— What is being asked —
No images are to be carried over; print all other material exactly as it stands.

--- start ---

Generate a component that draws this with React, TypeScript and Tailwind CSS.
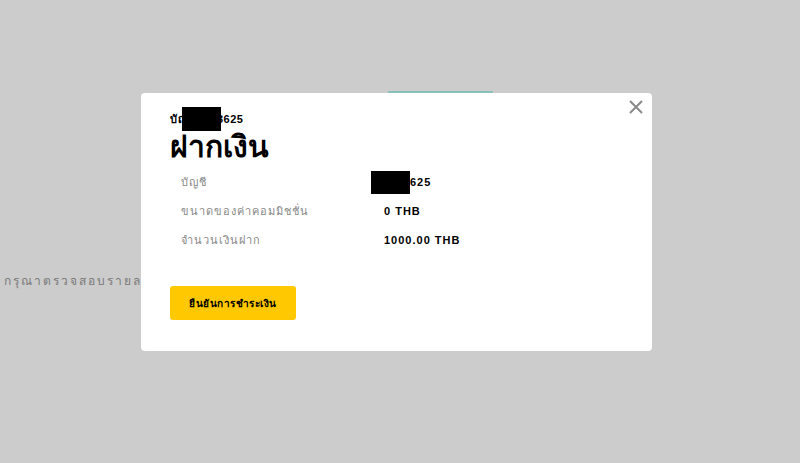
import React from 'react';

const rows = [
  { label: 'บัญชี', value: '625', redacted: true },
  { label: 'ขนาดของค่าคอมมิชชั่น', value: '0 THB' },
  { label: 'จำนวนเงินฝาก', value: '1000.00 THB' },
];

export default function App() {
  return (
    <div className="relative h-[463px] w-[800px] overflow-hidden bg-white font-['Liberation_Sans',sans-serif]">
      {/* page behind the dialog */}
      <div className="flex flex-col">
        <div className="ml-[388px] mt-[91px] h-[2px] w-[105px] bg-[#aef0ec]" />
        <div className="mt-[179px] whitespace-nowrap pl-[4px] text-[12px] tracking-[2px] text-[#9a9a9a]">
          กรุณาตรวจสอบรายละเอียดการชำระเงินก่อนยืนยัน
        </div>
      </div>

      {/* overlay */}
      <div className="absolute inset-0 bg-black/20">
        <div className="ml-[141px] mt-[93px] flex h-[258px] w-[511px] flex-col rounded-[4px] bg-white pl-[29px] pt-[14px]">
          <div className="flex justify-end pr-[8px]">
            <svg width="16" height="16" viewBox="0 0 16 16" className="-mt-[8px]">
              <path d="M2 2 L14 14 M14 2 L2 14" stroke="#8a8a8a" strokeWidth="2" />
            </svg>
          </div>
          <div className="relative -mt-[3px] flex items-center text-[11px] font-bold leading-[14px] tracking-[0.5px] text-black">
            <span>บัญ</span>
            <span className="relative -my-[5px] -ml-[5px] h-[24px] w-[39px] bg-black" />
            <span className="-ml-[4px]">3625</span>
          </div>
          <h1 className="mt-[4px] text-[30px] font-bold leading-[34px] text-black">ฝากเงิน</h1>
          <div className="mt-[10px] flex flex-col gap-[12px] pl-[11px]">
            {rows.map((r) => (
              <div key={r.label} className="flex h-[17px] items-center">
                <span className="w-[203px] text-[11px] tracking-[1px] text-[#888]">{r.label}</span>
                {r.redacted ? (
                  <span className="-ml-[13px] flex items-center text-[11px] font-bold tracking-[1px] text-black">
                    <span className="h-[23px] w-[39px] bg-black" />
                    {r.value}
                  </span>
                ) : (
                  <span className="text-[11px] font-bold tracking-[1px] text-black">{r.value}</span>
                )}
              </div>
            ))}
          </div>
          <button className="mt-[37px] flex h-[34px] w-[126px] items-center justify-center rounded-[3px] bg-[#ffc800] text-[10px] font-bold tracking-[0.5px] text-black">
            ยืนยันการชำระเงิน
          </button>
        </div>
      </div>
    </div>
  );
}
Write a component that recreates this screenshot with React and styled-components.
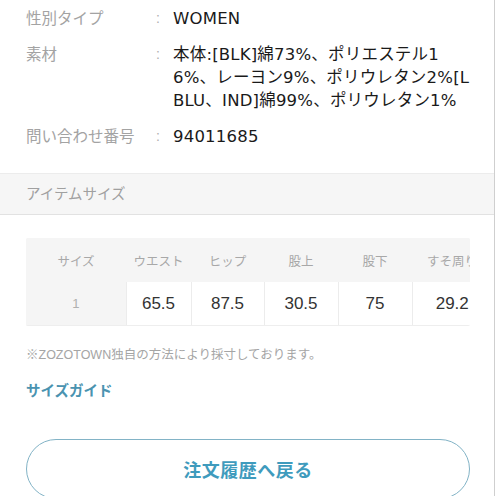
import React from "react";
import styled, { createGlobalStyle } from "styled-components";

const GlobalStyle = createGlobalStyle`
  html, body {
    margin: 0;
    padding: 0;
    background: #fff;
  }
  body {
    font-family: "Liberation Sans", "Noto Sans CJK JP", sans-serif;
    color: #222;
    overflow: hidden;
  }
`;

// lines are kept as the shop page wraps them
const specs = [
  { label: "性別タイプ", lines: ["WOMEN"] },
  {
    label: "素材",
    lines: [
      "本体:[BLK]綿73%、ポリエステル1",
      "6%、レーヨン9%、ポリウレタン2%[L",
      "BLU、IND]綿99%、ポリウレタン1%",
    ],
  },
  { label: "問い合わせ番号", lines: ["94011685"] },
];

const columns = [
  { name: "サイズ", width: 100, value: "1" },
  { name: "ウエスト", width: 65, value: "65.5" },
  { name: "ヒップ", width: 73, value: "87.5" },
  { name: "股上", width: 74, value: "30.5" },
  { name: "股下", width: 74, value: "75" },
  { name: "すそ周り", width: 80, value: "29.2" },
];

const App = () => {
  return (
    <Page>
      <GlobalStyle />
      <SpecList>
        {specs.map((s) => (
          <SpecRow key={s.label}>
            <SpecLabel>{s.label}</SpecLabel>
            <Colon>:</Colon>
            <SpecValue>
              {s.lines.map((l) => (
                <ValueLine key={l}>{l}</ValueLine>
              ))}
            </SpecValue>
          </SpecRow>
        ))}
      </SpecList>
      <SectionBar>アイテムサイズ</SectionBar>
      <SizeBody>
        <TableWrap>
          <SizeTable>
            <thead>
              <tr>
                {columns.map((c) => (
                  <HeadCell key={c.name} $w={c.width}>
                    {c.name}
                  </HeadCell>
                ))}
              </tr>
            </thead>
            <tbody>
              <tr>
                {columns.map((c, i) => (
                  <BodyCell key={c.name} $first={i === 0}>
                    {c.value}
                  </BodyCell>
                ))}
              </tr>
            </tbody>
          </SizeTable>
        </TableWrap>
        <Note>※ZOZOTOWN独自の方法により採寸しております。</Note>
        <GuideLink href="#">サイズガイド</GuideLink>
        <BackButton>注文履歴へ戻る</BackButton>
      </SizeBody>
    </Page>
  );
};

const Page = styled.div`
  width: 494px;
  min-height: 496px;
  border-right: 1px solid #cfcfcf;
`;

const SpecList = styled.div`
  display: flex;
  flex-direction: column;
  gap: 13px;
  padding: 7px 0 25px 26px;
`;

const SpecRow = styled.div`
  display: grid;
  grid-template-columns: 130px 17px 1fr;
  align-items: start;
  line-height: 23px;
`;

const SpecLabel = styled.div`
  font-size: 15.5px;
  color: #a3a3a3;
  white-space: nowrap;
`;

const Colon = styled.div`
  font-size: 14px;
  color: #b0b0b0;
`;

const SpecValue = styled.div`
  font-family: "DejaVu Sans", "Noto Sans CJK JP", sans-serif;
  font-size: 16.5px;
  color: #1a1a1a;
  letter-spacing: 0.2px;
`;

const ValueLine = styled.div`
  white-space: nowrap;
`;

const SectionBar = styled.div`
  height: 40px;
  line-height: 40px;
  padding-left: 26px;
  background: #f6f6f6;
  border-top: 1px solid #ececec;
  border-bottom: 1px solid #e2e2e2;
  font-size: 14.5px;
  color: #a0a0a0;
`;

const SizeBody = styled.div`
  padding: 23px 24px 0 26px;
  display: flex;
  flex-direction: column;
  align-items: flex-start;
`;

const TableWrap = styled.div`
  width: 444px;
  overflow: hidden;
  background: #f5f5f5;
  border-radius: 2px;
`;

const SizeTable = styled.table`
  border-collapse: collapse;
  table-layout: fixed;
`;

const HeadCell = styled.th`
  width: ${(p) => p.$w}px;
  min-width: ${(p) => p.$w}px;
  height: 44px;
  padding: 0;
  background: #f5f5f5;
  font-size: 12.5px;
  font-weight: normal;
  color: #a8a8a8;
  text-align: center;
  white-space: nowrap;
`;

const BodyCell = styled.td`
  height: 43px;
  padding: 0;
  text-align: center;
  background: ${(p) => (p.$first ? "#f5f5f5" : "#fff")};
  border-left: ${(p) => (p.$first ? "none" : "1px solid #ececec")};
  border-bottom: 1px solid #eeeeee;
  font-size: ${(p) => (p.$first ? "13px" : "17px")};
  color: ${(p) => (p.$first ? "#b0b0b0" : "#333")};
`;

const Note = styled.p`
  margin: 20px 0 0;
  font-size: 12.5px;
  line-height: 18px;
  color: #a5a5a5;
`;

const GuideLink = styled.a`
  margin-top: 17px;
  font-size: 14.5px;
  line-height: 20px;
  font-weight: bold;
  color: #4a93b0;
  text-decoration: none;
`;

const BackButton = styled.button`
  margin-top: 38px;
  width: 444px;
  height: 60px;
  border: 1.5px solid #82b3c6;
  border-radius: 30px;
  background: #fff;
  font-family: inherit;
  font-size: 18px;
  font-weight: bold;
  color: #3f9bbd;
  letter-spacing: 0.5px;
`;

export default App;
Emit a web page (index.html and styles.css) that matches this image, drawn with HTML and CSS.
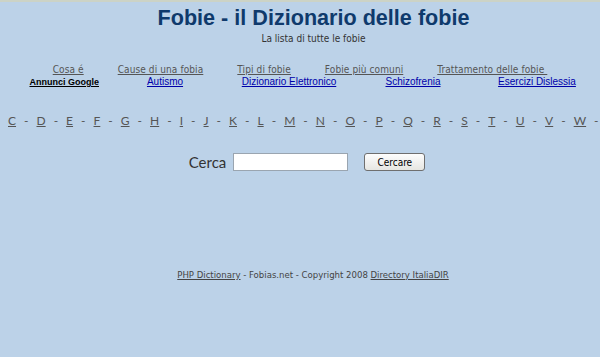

--- end ---

— Correct response —
Generate a component that draws this with React, TypeScript and Tailwind CSS.
import React from 'react';

const rows = [
  { label: 'บัญชี', value: '625', redacted: true },
  { label: 'ขนาดของค่าคอมมิชชั่น', value: '0 THB' },
  { label: 'จำนวนเงินฝาก', value: '1000.00 THB' },
];

export default function App() {
  return (
    <div className="relative h-[463px] w-[800px] overflow-hidden bg-white font-['Liberation_Sans',sans-serif]">
      {/* page behind the dialog */}
      <div className="flex flex-col">
        <div className="ml-[388px] mt-[91px] h-[2px] w-[105px] bg-[#aef0ec]" />
        <div className="mt-[179px] whitespace-nowrap pl-[4px] text-[12px] tracking-[2px] text-[#9a9a9a]">
          กรุณาตรวจสอบรายละเอียดการชำระเงินก่อนยืนยัน
        </div>
      </div>

      {/* overlay */}
      <div className="absolute inset-0 bg-black/20">
        <div className="ml-[141px] mt-[93px] flex h-[258px] w-[511px] flex-col rounded-[4px] bg-white pl-[29px] pt-[14px]">
          <div className="flex justify-end pr-[8px]">
            <svg width="16" height="16" viewBox="0 0 16 16" className="-mt-[8px]">
              <path d="M2 2 L14 14 M14 2 L2 14" stroke="#8a8a8a" strokeWidth="2" />
            </svg>
          </div>
          <div className="relative -mt-[3px] flex items-center text-[11px] font-bold leading-[14px] tracking-[0.5px] text-black">
            <span>บัญ</span>
            <span className="relative -my-[5px] -ml-[5px] h-[24px] w-[39px] bg-black" />
            <span className="-ml-[4px]">3625</span>
          </div>
          <h1 className="mt-[4px] text-[30px] font-bold leading-[34px] text-black">ฝากเงิน</h1>
          <div className="mt-[10px] flex flex-col gap-[12px] pl-[11px]">
            {rows.map((r) => (
              <div key={r.label} className="flex h-[17px] items-center">
                <span className="w-[203px] text-[11px] tracking-[1px] text-[#888]">{r.label}</span>
                {r.redacted ? (
                  <span className="-ml-[13px] flex items-center text-[11px] font-bold tracking-[1px] text-black">
                    <span className="h-[23px] w-[39px] bg-black" />
                    {r.value}
                  </span>
                ) : (
                  <span className="text-[11px] font-bold tracking-[1px] text-black">{r.value}</span>
                )}
              </div>
            ))}
          </div>
          <button className="mt-[37px] flex h-[34px] w-[126px] items-center justify-center rounded-[3px] bg-[#ffc800] text-[10px] font-bold tracking-[0.5px] text-black">
            ยืนยันการชำระเงิน
          </button>
        </div>
      </div>
    </div>
  );
}
Write a component that recreates this screenshot with React and styled-components.
import React from "react";
import styled, { createGlobalStyle } from "styled-components";

const GlobalStyle = createGlobalStyle`
  html, body {
    margin: 0;
    padding: 0;
    background: #fff;
  }
  body {
    font-family: "Liberation Sans", "Noto Sans CJK JP", sans-serif;
    color: #222;
    overflow: hidden;
  }
`;

// lines are kept as the shop page wraps them
const specs = [
  { label: "性別タイプ", lines: ["WOMEN"] },
  {
    label: "素材",
    lines: [
      "本体:[BLK]綿73%、ポリエステル1",
      "6%、レーヨン9%、ポリウレタン2%[L",
      "BLU、IND]綿99%、ポリウレタン1%",
    ],
  },
  { label: "問い合わせ番号", lines: ["94011685"] },
];

const columns = [
  { name: "サイズ", width: 100, value: "1" },
  { name: "ウエスト", width: 65, value: "65.5" },
  { name: "ヒップ", width: 73, value: "87.5" },
  { name: "股上", width: 74, value: "30.5" },
  { name: "股下", width: 74, value: "75" },
  { name: "すそ周り", width: 80, value: "29.2" },
];

const App = () => {
  return (
    <Page>
      <GlobalStyle />
      <SpecList>
        {specs.map((s) => (
          <SpecRow key={s.label}>
            <SpecLabel>{s.label}</SpecLabel>
            <Colon>:</Colon>
            <SpecValue>
              {s.lines.map((l) => (
                <ValueLine key={l}>{l}</ValueLine>
              ))}
            </SpecValue>
          </SpecRow>
        ))}
      </SpecList>
      <SectionBar>アイテムサイズ</SectionBar>
      <SizeBody>
        <TableWrap>
          <SizeTable>
            <thead>
              <tr>
                {columns.map((c) => (
                  <HeadCell key={c.name} $w={c.width}>
                    {c.name}
                  </HeadCell>
                ))}
              </tr>
            </thead>
            <tbody>
              <tr>
                {columns.map((c, i) => (
                  <BodyCell key={c.name} $first={i === 0}>
                    {c.value}
                  </BodyCell>
                ))}
              </tr>
            </tbody>
          </SizeTable>
        </TableWrap>
        <Note>※ZOZOTOWN独自の方法により採寸しております。</Note>
        <GuideLink href="#">サイズガイド</GuideLink>
        <BackButton>注文履歴へ戻る</BackButton>
      </SizeBody>
    </Page>
  );
};

const Page = styled.div`
  width: 494px;
  min-height: 496px;
  border-right: 1px solid #cfcfcf;
`;

const SpecList = styled.div`
  display: flex;
  flex-direction: column;
  gap: 13px;
  padding: 7px 0 25px 26px;
`;

const SpecRow = styled.div`
  display: grid;
  grid-template-columns: 130px 17px 1fr;
  align-items: start;
  line-height: 23px;
`;

const SpecLabel = styled.div`
  font-size: 15.5px;
  color: #a3a3a3;
  white-space: nowrap;
`;

const Colon = styled.div`
  font-size: 14px;
  color: #b0b0b0;
`;

const SpecValue = styled.div`
  font-family: "DejaVu Sans", "Noto Sans CJK JP", sans-serif;
  font-size: 16.5px;
  color: #1a1a1a;
  letter-spacing: 0.2px;
`;

const ValueLine = styled.div`
  white-space: nowrap;
`;

const SectionBar = styled.div`
  height: 40px;
  line-height: 40px;
  padding-left: 26px;
  background: #f6f6f6;
  border-top: 1px solid #ececec;
  border-bottom: 1px solid #e2e2e2;
  font-size: 14.5px;
  color: #a0a0a0;
`;

const SizeBody = styled.div`
  padding: 23px 24px 0 26px;
  display: flex;
  flex-direction: column;
  align-items: flex-start;
`;

const TableWrap = styled.div`
  width: 444px;
  overflow: hidden;
  background: #f5f5f5;
  border-radius: 2px;
`;

const SizeTable = styled.table`
  border-collapse: collapse;
  table-layout: fixed;
`;

const HeadCell = styled.th`
  width: ${(p) => p.$w}px;
  min-width: ${(p) => p.$w}px;
  height: 44px;
  padding: 0;
  background: #f5f5f5;
  font-size: 12.5px;
  font-weight: normal;
  color: #a8a8a8;
  text-align: center;
  white-space: nowrap;
`;

const BodyCell = styled.td`
  height: 43px;
  padding: 0;
  text-align: center;
  background: ${(p) => (p.$first ? "#f5f5f5" : "#fff")};
  border-left: ${(p) => (p.$first ? "none" : "1px solid #ececec")};
  border-bottom: 1px solid #eeeeee;
  font-size: ${(p) => (p.$first ? "13px" : "17px")};
  color: ${(p) => (p.$first ? "#b0b0b0" : "#333")};
`;

const Note = styled.p`
  margin: 20px 0 0;
  font-size: 12.5px;
  line-height: 18px;
  color: #a5a5a5;
`;

const GuideLink = styled.a`
  margin-top: 17px;
  font-size: 14.5px;
  line-height: 20px;
  font-weight: bold;
  color: #4a93b0;
  text-decoration: none;
`;

const BackButton = styled.button`
  margin-top: 38px;
  width: 444px;
  height: 60px;
  border: 1.5px solid #82b3c6;
  border-radius: 30px;
  background: #fff;
  font-family: inherit;
  font-size: 18px;
  font-weight: bold;
  color: #3f9bbd;
  letter-spacing: 0.5px;
`;

export default App;
Emit a web page (index.html and styles.css) that matches this image, drawn with HTML and CSS.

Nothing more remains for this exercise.